Share what you know. You may dig up enough fascinating material to write a book of your own! Many writers have created books based on their own family histories — sometimes published commercially, and sometimes self-published to enjoy within the family. If you don’t have enough facts to fill in all the blanks, you can always try your hand at writing historical fiction inspired by those ancestors’ lives.
They Were People, Too
The stories intrigue her and keep drawing her back, deeper and deeper into the past.

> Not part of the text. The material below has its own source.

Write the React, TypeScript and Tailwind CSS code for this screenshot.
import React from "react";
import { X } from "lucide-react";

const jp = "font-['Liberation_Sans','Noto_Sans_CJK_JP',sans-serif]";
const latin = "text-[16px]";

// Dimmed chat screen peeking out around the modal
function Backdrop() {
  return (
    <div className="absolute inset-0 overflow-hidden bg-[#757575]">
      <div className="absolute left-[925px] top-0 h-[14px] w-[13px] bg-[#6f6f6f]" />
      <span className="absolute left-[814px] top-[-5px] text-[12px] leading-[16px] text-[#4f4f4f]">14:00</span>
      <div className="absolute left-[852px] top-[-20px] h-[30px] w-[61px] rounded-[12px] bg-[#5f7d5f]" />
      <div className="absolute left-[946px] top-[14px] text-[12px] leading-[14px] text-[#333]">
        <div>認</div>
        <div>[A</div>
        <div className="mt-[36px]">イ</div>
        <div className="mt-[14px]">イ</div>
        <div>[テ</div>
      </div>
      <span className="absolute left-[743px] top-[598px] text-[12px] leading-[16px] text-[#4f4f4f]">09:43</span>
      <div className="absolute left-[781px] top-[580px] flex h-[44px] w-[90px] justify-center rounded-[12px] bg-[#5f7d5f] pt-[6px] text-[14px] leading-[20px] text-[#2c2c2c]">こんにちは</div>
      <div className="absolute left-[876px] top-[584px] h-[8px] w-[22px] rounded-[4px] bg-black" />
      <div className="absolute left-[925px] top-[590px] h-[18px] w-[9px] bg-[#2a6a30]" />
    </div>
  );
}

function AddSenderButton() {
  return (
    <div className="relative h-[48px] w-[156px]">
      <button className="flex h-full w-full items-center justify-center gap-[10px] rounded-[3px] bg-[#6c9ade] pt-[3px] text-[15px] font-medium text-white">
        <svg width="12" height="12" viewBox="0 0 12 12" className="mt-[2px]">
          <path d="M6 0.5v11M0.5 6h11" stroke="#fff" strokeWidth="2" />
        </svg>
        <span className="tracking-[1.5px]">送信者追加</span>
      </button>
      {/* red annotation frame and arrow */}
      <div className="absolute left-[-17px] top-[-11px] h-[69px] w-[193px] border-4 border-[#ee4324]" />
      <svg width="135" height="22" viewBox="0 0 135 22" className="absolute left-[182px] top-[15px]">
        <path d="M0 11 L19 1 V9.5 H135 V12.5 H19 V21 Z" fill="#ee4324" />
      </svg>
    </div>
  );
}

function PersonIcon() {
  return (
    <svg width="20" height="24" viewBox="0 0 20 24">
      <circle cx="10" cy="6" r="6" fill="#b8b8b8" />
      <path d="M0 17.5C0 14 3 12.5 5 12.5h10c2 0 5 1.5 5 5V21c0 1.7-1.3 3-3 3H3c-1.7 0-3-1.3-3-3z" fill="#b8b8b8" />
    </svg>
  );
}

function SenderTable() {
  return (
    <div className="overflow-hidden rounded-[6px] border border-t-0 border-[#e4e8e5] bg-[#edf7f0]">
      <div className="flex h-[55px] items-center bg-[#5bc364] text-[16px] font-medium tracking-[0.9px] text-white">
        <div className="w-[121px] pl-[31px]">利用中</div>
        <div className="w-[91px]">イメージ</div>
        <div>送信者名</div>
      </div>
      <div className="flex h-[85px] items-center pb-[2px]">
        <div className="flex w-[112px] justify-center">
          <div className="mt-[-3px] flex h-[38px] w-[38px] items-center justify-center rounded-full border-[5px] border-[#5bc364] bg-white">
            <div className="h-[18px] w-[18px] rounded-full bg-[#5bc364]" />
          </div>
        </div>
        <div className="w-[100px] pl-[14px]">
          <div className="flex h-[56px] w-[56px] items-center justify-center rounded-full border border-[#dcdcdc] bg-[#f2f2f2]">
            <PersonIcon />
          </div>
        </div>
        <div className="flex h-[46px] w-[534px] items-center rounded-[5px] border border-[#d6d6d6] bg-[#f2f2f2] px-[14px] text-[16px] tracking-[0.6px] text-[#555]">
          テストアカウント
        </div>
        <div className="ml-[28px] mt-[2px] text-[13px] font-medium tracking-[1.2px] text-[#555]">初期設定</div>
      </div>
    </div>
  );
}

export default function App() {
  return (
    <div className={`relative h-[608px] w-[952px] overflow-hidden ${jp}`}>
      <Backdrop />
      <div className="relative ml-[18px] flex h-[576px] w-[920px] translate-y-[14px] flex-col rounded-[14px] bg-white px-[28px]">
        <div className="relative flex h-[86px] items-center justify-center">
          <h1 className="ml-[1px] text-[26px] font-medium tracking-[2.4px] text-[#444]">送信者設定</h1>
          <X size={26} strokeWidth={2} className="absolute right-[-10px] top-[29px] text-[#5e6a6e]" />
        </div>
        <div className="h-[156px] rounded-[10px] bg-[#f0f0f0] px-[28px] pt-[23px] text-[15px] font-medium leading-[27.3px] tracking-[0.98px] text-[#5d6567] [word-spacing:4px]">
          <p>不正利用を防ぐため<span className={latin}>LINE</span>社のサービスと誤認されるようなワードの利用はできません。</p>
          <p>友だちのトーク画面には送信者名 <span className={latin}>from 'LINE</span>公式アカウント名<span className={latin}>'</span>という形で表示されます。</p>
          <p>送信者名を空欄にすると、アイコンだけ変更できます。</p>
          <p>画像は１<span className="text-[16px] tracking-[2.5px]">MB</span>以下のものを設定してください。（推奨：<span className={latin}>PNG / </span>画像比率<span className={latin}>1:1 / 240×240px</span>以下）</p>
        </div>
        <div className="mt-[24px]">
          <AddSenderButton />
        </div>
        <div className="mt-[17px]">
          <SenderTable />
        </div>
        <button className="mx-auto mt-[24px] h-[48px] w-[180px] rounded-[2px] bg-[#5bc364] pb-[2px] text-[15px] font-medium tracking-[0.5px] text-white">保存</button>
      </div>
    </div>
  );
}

And no wonder, she says; these were real people that anyone today could relate to. Her own innkeeper ancestor, for example: “They were struggling with parnassah, they didn’t have much technology at all, but they still had to know how to communicate with noblemen and give good customer service. He had a wife and four daughters and two sons and had to raise them. They lived on the border, and there was a war, Napoleon crossed this river 20 miles from where my ancestors lived. That would affect you. Kids would run and watch from a hill, you would know about it, it would be part of your life.”

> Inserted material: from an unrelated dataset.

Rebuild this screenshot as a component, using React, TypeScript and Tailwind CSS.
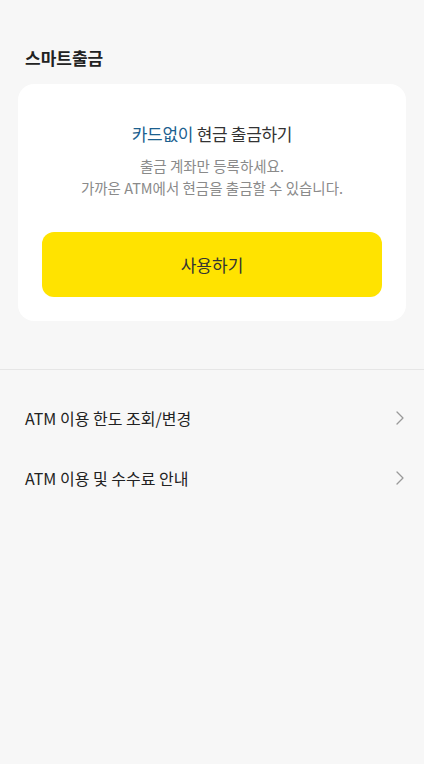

It’s too easy, she believes, to dismiss these details. But by looking at the full lives these people experienced, just like our own, we can start making meaningful connections. “Our grandparents were people, too.”
At this time of year, we read many pasukim about trees. One of them is, “ki ha’adam eitz hasadeh” (Devarim 20:19). Meforshim bring a range of explanations, including the idea that trees need to be nurtured and cared for to yield good fruit.
Our family history is exactly like a tree. It gives us life, literally. And if we nurture it, we can enjoy the “fruit:” the sweet stories from our families’ lives and a rich sense of belonging to the great chain of mesorah.